My point is not that one of these incidents would constitute sexual harassment and one would not. Nor is it to suggest that Wiegand was fabricating her story. The inconsistency in the underlying alleged facts does suggest, however, that because of the shoddy manner in which Stroehmann conducted its investigation, Stroehmann might not have satisfied its burden of proof under the “just cause” section of the collective bargaining agreement.
. That fact makes this case plainly distinguishable from Newsday, Inc. v. Long Island Typographical Union, No. 915, 915 F.2d 840 (2d Cir.1990). In Newsday, an employer suspended an employee for sexual harassment. An arbitrator sustained the suspension and held that any further incidents of harassment would lead to discharge. After this initial arbitration, the employer discharged the same employee after more complaints of sexual harassment had been made against him. Id. at 842. At the second arbitration, the arbitrator specifically found that these repeated incidents of sexual harassment had, in fact, occurred. Id. at 843. The arbitrator acknowledged that reinstatement might possibly lead to further incidents of sexual harassment but decided that, in the event further incidents occurred, they would lead to the employee’s discharge. In so deciding, the second arbitrator ignored the first arbitrator’s command that any further incidents of sexual harassment should lead to discharge. The Second Circuit held that, in light of the earlier ineffective warning and in light of the likelihood of further sexual harassment, reinstatement of the employee would violate public policy.

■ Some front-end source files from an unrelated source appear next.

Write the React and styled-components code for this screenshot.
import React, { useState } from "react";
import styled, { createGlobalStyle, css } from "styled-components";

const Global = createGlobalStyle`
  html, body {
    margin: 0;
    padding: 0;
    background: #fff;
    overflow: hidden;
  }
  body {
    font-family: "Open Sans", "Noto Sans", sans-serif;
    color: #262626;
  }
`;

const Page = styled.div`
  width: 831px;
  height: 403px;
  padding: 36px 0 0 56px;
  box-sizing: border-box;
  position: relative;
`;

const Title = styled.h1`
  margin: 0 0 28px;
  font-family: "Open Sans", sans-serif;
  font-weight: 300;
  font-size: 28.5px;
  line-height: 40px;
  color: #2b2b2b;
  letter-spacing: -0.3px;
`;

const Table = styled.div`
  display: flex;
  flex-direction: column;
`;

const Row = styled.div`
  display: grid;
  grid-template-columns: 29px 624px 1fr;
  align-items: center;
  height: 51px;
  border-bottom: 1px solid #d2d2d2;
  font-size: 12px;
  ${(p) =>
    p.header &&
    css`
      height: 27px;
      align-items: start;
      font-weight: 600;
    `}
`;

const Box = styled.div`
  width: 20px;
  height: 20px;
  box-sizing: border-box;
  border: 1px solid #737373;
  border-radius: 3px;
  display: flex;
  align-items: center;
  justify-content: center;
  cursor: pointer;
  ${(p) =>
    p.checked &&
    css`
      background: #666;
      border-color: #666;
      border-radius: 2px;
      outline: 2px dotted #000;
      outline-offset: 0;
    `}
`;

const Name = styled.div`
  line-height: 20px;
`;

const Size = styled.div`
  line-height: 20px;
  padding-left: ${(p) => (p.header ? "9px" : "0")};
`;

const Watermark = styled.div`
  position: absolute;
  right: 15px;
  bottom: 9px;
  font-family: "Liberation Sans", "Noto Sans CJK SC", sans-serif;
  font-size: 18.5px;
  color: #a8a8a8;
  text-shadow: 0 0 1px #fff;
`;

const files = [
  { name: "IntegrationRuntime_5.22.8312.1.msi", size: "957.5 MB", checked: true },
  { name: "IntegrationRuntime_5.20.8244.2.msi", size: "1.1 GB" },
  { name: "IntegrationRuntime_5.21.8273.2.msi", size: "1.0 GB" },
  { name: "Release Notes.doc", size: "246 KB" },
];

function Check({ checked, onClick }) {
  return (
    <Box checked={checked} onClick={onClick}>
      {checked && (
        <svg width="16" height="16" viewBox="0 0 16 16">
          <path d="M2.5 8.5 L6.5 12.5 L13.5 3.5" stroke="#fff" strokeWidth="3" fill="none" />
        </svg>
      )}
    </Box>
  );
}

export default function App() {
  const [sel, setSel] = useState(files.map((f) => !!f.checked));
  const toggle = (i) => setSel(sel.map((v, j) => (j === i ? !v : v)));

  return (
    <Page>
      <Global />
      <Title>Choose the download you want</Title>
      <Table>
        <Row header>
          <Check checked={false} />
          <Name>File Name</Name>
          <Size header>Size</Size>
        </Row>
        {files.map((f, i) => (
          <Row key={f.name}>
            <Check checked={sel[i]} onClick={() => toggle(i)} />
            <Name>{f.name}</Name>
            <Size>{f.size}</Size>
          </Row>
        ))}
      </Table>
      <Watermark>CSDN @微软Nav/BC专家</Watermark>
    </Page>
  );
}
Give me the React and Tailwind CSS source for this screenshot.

In this case, there has never been a finding that Leonard sexually harassed anyone. As I have explained, there was an implicit finding that no such sexual harassment occurred. Even if there were such a finding of past behavior, however, there is no indication in this record that Leonard’s reinstatement is likely to lead to further sexual harassment. Therefore, unlike Newsday, the public policy against sexual harassment per se is not offended by reinstating Leonard.